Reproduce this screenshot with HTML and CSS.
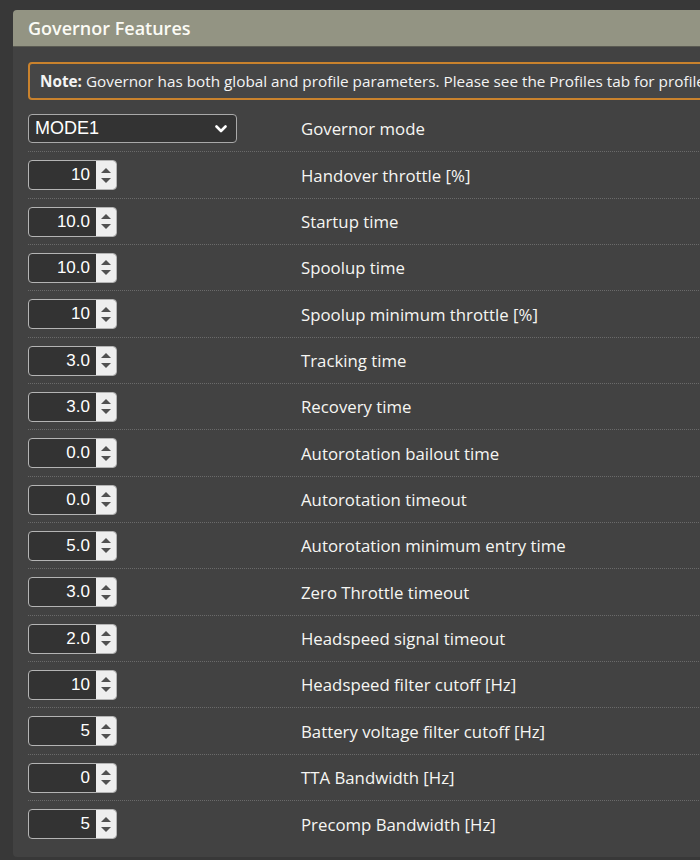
FILE: index.html
```html
<!DOCTYPE html>
<html>
<head>
<meta charset="utf-8">
<link rel="stylesheet" href="styles.css">
</head>
<body>
<div class="panel">
  <div class="panel-header">Governor Features</div>
  <div class="panel-body">
    <div class="note"><b>Note:</b> Governor has both global and profile parameters. Please see the Profiles tab for profile specific settings.</div>
    <div class="rows">
      <div class="row first">
        <div class="ctrl">
          <div class="select"><span>MODE1</span>
            <svg class="chev" width="12" height="8" viewBox="0 0 12 8"><path d="M1.5 1.5 L6 6 L10.5 1.5" fill="none" stroke="#fff" stroke-width="2.6" stroke-linecap="round" stroke-linejoin="round"/></svg>
          </div>
        </div>
        <div class="label">Governor mode</div>
      </div>
      <div class="row"><div class="ctrl"><div class="num"><span class="val">10</span><span class="spin"><i class="up"></i><i class="dn"></i></span></div></div><div class="label">Handover throttle [%]</div></div>
      <div class="row"><div class="ctrl"><div class="num"><span class="val">10.0</span><span class="spin"><i class="up"></i><i class="dn"></i></span></div></div><div class="label">Startup time</div></div>
      <div class="row"><div class="ctrl"><div class="num"><span class="val">10.0</span><span class="spin"><i class="up"></i><i class="dn"></i></span></div></div><div class="label">Spoolup time</div></div>
      <div class="row"><div class="ctrl"><div class="num"><span class="val">10</span><span class="spin"><i class="up"></i><i class="dn"></i></span></div></div><div class="label">Spoolup minimum throttle [%]</div></div>
      <div class="row"><div class="ctrl"><div class="num"><span class="val">3.0</span><span class="spin"><i class="up"></i><i class="dn"></i></span></div></div><div class="label">Tracking time</div></div>
      <div class="row"><div class="ctrl"><div class="num"><span class="val">3.0</span><span class="spin"><i class="up"></i><i class="dn"></i></span></div></div><div class="label">Recovery time</div></div>
      <div class="row"><div class="ctrl"><div class="num"><span class="val">0.0</span><span class="spin"><i class="up"></i><i class="dn"></i></span></div></div><div class="label">Autorotation bailout time</div></div>
      <div class="row"><div class="ctrl"><div class="num"><span class="val">0.0</span><span class="spin"><i class="up"></i><i class="dn"></i></span></div></div><div class="label">Autorotation timeout</div></div>
      <div class="row"><div class="ctrl"><div class="num"><span class="val">5.0</span><span class="spin"><i class="up"></i><i class="dn"></i></span></div></div><div class="label">Autorotation minimum entry time</div></div>
      <div class="row"><div class="ctrl"><div class="num"><span class="val">3.0</span><span class="spin"><i class="up"></i><i class="dn"></i></span></div></div><div class="label">Zero Throttle timeout</div></div>
      <div class="row"><div class="ctrl"><div class="num"><span class="val">2.0</span><span class="spin"><i class="up"></i><i class="dn"></i></span></div></div><div class="label">Headspeed signal timeout</div></div>
      <div class="row"><div class="ctrl"><div class="num"><span class="val">10</span><span class="spin"><i class="up"></i><i class="dn"></i></span></div></div><div class="label">Headspeed filter cutoff [Hz]</div></div>
      <div class="row"><div class="ctrl"><div class="num"><span class="val">5</span><span class="spin"><i class="up"></i><i class="dn"></i></span></div></div><div class="label">Battery voltage filter cutoff [Hz]</div></div>
      <div class="row"><div class="ctrl"><div class="num"><span class="val">0</span><span class="spin"><i class="up"></i><i class="dn"></i></span></div></div><div class="label">TTA Bandwidth [Hz]</div></div>
      <div class="row last"><div class="ctrl"><div class="num"><span class="val">5</span><span class="spin"><i class="up"></i><i class="dn"></i></span></div></div><div class="label">Precomp Bandwidth [Hz]</div></div>
    </div>
  </div>
</div>
</body>
</html>
```

FILE: styles.css
```css
html, body {
  margin: 0;
  padding: 0;
  background: #383838;
  overflow: hidden;
  height: 860px;
}
body {
  padding: 10px 0 0 13px;
  box-sizing: border-box;
  font-family: "Open Sans", "DejaVu Sans", sans-serif;
  color: #f4f4f4;
}
.panel {
  width: 720px;
  background: #424242;
  border-radius: 4px;
  overflow: hidden;
  height: 847px;
}
.panel-header {
  background: #939483;
  height: 37px;
  line-height: 36px;
  padding-left: 15px;
  font-size: 18px;
  font-weight: 600;
  color: #fbfbf5;
  border-bottom: 1px solid #5a5a52;
  box-sizing: border-box;
}
.panel-body {
  padding: 15px 0 0 15px;
}
.note {
  border: 2px solid #c9822d;
  border-radius: 4px;
  background: #464646;
  height: 38px;
  box-sizing: border-box;
  padding-left: 10px;
  line-height: 34px;
  font-size: 15.3px;
  font-weight: 400;
  white-space: nowrap;
  overflow: hidden;
  color: #f4f4f4;
}
.note b { font-weight: 700; }
.rows {
  margin-top: 6px;
}
.row {
  display: grid;
  grid-template-columns: 273px 1fr;
  align-items: center;
  padding: 8px 0;
  height: 46.33px;
  box-sizing: border-box;
  border-bottom: 1px dotted #6a6a6a;
}
.row.last { border-bottom: none; }
.label {
  font-size: 16.8px;
  font-weight: 400;
  color: #f6f6f3;
  white-space: nowrap;
}
.select {
  width: 209px;
  height: 29px;
  box-sizing: border-box;
  border: 1.5px solid #a9a9a9;
  border-radius: 4px;
  background: #333333;
  display: flex;
  align-items: center;
  justify-content: space-between;
  padding: 0 9px 0 6px;
  font-family: "Liberation Sans", Arial, sans-serif;
  font-size: 18px;
  color: #ffffff;
}
.chev { display: block; }
.num {
  width: 89px;
  height: 30px;
  box-sizing: border-box;
  border: 1.5px solid #b4b4b4;
  border-radius: 4px;
  background: #333333;
  display: flex;
  overflow: hidden;
}
.val {
  flex: 1;
  text-align: right;
  padding-right: 6px;
  font-family: "Liberation Sans", Arial, sans-serif;
  font-size: 17px;
  line-height: 27px;
  color: #ffffff;
}
.spin {
  width: 20px;
  background: #eeeeee;
  display: flex;
  flex-direction: column;
  align-items: center;
  justify-content: center;
  gap: 5px;
}
.spin i {
  display: block;
  width: 0;
  height: 0;
  border-left: 5px solid transparent;
  border-right: 5px solid transparent;
}
.spin .up { border-bottom: 5px solid #505050; }
.spin .dn { border-top: 5px solid #505050; }
```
**********
## Challenge
Transcribe the full listing above exactly as it stands, minus the pictures.

## The answer
Reproduce this screenshot with HTML and CSS.
FILE: index.html
```html
<!DOCTYPE html>
<html>
<head>
<meta charset="utf-8">
<link rel="stylesheet" href="styles.css">
</head>
<body>
<div class="panel">
  <div class="panel-header">Governor Features</div>
  <div class="panel-body">
    <div class="note"><b>Note:</b> Governor has both global and profile parameters. Please see the Profiles tab for profile specific settings.</div>
    <div class="rows">
      <div class="row first">
        <div class="ctrl">
          <div class="select"><span>MODE1</span>
            <svg class="chev" width="12" height="8" viewBox="0 0 12 8"><path d="M1.5 1.5 L6 6 L10.5 1.5" fill="none" stroke="#fff" stroke-width="2.6" stroke-linecap="round" stroke-linejoin="round"/></svg>
          </div>
        </div>
        <div class="label">Governor mode</div>
      </div>
      <div class="row"><div class="ctrl"><div class="num"><span class="val">10</span><span class="spin"><i class="up"></i><i class="dn"></i></span></div></div><div class="label">Handover throttle [%]</div></div>
      <div class="row"><div class="ctrl"><div class="num"><span class="val">10.0</span><span class="spin"><i class="up"></i><i class="dn"></i></span></div></div><div class="label">Startup time</div></div>
      <div class="row"><div class="ctrl"><div class="num"><span class="val">10.0</span><span class="spin"><i class="up"></i><i class="dn"></i></span></div></div><div class="label">Spoolup time</div></div>
      <div class="row"><div class="ctrl"><div class="num"><span class="val">10</span><span class="spin"><i class="up"></i><i class="dn"></i></span></div></div><div class="label">Spoolup minimum throttle [%]</div></div>
      <div class="row"><div class="ctrl"><div class="num"><span class="val">3.0</span><span class="spin"><i class="up"></i><i class="dn"></i></span></div></div><div class="label">Tracking time</div></div>
      <div class="row"><div class="ctrl"><div class="num"><span class="val">3.0</span><span class="spin"><i class="up"></i><i class="dn"></i></span></div></div><div class="label">Recovery time</div></div>
      <div class="row"><div class="ctrl"><div class="num"><span class="val">0.0</span><span class="spin"><i class="up"></i><i class="dn"></i></span></div></div><div class="label">Autorotation bailout time</div></div>
      <div class="row"><div class="ctrl"><div class="num"><span class="val">0.0</span><span class="spin"><i class="up"></i><i class="dn"></i></span></div></div><div class="label">Autorotation timeout</div></div>
      <div class="row"><div class="ctrl"><div class="num"><span class="val">5.0</span><span class="spin"><i class="up"></i><i class="dn"></i></span></div></div><div class="label">Autorotation minimum entry time</div></div>
      <div class="row"><div class="ctrl"><div class="num"><span class="val">3.0</span><span class="spin"><i class="up"></i><i class="dn"></i></span></div></div><div class="label">Zero Throttle timeout</div></div>
      <div class="row"><div class="ctrl"><div class="num"><span class="val">2.0</span><span class="spin"><i class="up"></i><i class="dn"></i></span></div></div><div class="label">Headspeed signal timeout</div></div>
      <div class="row"><div class="ctrl"><div class="num"><span class="val">10</span><span class="spin"><i class="up"></i><i class="dn"></i></span></div></div><div class="label">Headspeed filter cutoff [Hz]</div></div>
      <div class="row"><div class="ctrl"><div class="num"><span class="val">5</span><span class="spin"><i class="up"></i><i class="dn"></i></span></div></div><div class="label">Battery voltage filter cutoff [Hz]</div></div>
      <div class="row"><div class="ctrl"><div class="num"><span class="val">0</span><span class="spin"><i class="up"></i><i class="dn"></i></span></div></div><div class="label">TTA Bandwidth [Hz]</div></div>
      <div class="row last"><div class="ctrl"><div class="num"><span class="val">5</span><span class="spin"><i class="up"></i><i class="dn"></i></span></div></div><div class="label">Precomp Bandwidth [Hz]</div></div>
    </div>
  </div>
</div>
</body>
</html>
```

FILE: styles.css
```css
html, body {
  margin: 0;
  padding: 0;
  background: #383838;
  overflow: hidden;
  height: 860px;
}
body {
  padding: 10px 0 0 13px;
  box-sizing: border-box;
  font-family: "Open Sans", "DejaVu Sans", sans-serif;
  color: #f4f4f4;
}
.panel {
  width: 720px;
  background: #424242;
  border-radius: 4px;
  overflow: hidden;
  height: 847px;
}
.panel-header {
  background: #939483;
  height: 37px;
  line-height: 36px;
  padding-left: 15px;
  font-size: 18px;
  font-weight: 600;
  color: #fbfbf5;
  border-bottom: 1px solid #5a5a52;
  box-sizing: border-box;
}
.panel-body {
  padding: 15px 0 0 15px;
}
.note {
  border: 2px solid #c9822d;
  border-radius: 4px;
  background: #464646;
  height: 38px;
  box-sizing: border-box;
  padding-left: 10px;
  line-height: 34px;
  font-size: 15.3px;
  font-weight: 400;
  white-space: nowrap;
  overflow: hidden;
  color: #f4f4f4;
}
.note b { font-weight: 700; }
.rows {
  margin-top: 6px;
}
.row {
  display: grid;
  grid-template-columns: 273px 1fr;
  align-items: center;
  padding: 8px 0;
  height: 46.33px;
  box-sizing: border-box;
  border-bottom: 1px dotted #6a6a6a;
}
.row.last { border-bottom: none; }
.label {
  font-size: 16.8px;
  font-weight: 400;
  color: #f6f6f3;
  white-space: nowrap;
}
.select {
  width: 209px;
  height: 29px;
  box-sizing: border-box;
  border: 1.5px solid #a9a9a9;
  border-radius: 4px;
  background: #333333;
  display: flex;
  align-items: center;
  justify-content: space-between;
  padding: 0 9px 0 6px;
  font-family: "Liberation Sans", Arial, sans-serif;
  font-size: 18px;
  color: #ffffff;
}
.chev { display: block; }
.num {
  width: 89px;
  height: 30px;
  box-sizing: border-box;
  border: 1.5px solid #b4b4b4;
  border-radius: 4px;
  background: #333333;
  display: flex;
  overflow: hidden;
}
.val {
  flex: 1;
  text-align: right;
  padding-right: 6px;
  font-family: "Liberation Sans", Arial, sans-serif;
  font-size: 17px;
  line-height: 27px;
  color: #ffffff;
}
.spin {
  width: 20px;
  background: #eeeeee;
  display: flex;
  flex-direction: column;
  align-items: center;
  justify-content: center;
  gap: 5px;
}
.spin i {
  display: block;
  width: 0;
  height: 0;
  border-left: 5px solid transparent;
  border-right: 5px solid transparent;
}
.spin .up { border-bottom: 5px solid #505050; }
.spin .dn { border-top: 5px solid #505050; }
```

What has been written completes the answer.